If these markings are indeed correct with the two working modules different from the new nonworking modules, then I have found my smoking gun. This would make the module latch in the data byte at the wrong time, likely before it is even set up by the microcontroller. That matches the all zero status I was seeing from the M1000 and the bits not changing as the reader state changes.
It appears I would need to invert the WR signal, which fortunately I can do with moderate rework since my PCB has a quad NAND (open collector) IC installed with two of the gates unused.

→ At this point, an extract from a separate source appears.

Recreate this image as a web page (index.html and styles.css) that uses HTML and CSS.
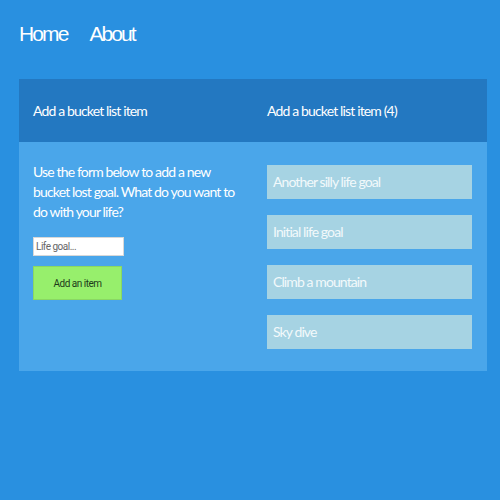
FILE: index.html
```html
<!DOCTYPE html>
<html>
<head>
<meta charset="utf-8">
<link rel="stylesheet" href="styles.css">
</head>
<body>
<nav class="nav">
  <a class="nav-link" href="#">Home</a>
  <a class="nav-link" href="#">About</a>
</nav>
<main class="panel">
  <div class="panel-head">
    <div class="col">Add a bucket list item</div>
    <div class="col">Add a bucket list item (4)</div>
  </div>
  <div class="panel-body">
    <div class="col">
      <p class="intro">Use the form below to add a new bucket lost goal. What do you want to do with your life?</p>
      <input class="goal-input" type="text" placeholder="Life goal...">
      <button class="add-btn">Add an item</button>
    </div>
    <div class="col">
      <ul class="items">
        <li class="item">Another silly life goal</li>
        <li class="item">Initial life goal</li>
        <li class="item">Climb a mountain</li>
        <li class="item">Sky dive</li>
      </ul>
    </div>
  </div>
</main>
</body>
</html>
```
FILE: styles.css
```css
html, body {
  margin: 0;
  padding: 0;
  background: #2990e0;
  height: 100%;
}
body {
  padding: 0 13px 0 19px;
  font-family: "Lato", "Open Sans", sans-serif;
  color: #fff;
}
.nav {
  display: flex;
  gap: 22px;
  padding-top: 21px;
  height: 58px;
}
.nav-link {
  font-family: "Liberation Sans", Arial, sans-serif;
  font-size: 21px;
  line-height: 26px;
  letter-spacing: -1.9px;
  color: #fff;
  text-decoration: none;
}
.panel {
  width: 468px;
}
.panel-head {
  display: flex;
  background: #2378c1;
  height: 63px;
  align-items: center;
  font-size: 14px;
  letter-spacing: -0.85px;
}
.col {
  width: 234px;
  padding: 0 15px 0 14px;
  box-sizing: border-box;
}
.panel-body {
  display: flex;
  background: #4aa6ea;
  padding: 20px 0 22px;
}
.intro {
  margin: 0;
  font-size: 14px;
  line-height: 20px;
  letter-spacing: -0.85px;
}
.goal-input {
  display: block;
  margin-top: 15px;
  width: 91px;
  height: 19px;
  box-sizing: border-box;
  border: 1px solid #d8d8d8;
  padding: 0 2px;
  font-family: "Roboto", sans-serif;
  font-size: 10px;
  letter-spacing: -0.5px;
  color: #333;
  outline: none;
}
.goal-input::placeholder {
  color: #666;
}
.add-btn {
  display: block;
  margin-top: 10px;
  width: 89px;
  height: 34px;
  background: #97ef6c;
  border: 1px solid #8ad862;
  font-family: "Roboto", sans-serif;
  font-size: 10px;
  letter-spacing: -0.5px;
  color: #1d3b1a;
  padding: 0;
}
.items {
  list-style: none;
  margin: 3px 0 0;
  padding: 0;
  display: flex;
  flex-direction: column;
  gap: 16px;
}
.item {
  background: #a6d3e3;
  height: 34px;
  line-height: 34px;
  padding-left: 6px;
  font-size: 14px;
  color: #f2f9fb;
  letter-spacing: -0.9px;
}
```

I need only scratch off the trace holding one input high, break the trace between SX28 and USB module for the WR line, then tack wires from SX28 WR to the input of the gate and from the output of the gate to the USB module #WR pin.
I will do this with one of my boards and verify that it works before I convert the other one, but I am hopeful that this will give me good functionality.
BAD IC FOUND IN M1000 AND REPLACED
I found some output signals from the M1000 were not assuming valid voltage levels at the connector. After some debugging, I found that a chip that drives these was malfunctioning. It was a 7417 non inverting open collector buffer in a PDIP package. I didn't have any spares and placed an order from Digikey for a few.
Later that day I did some googling and found a surplus electronics component operation nearby in Palm Bay Florida - MRAM Surplus. It takes a bit of digging to find the part, similar to the old Weird Stuff in Sunnyvale California for those familiar with digging through cardboard bins with poor markings. I did, however, find two 7417 chips which allowed me to replace the IC as soon as I got back to the workshop.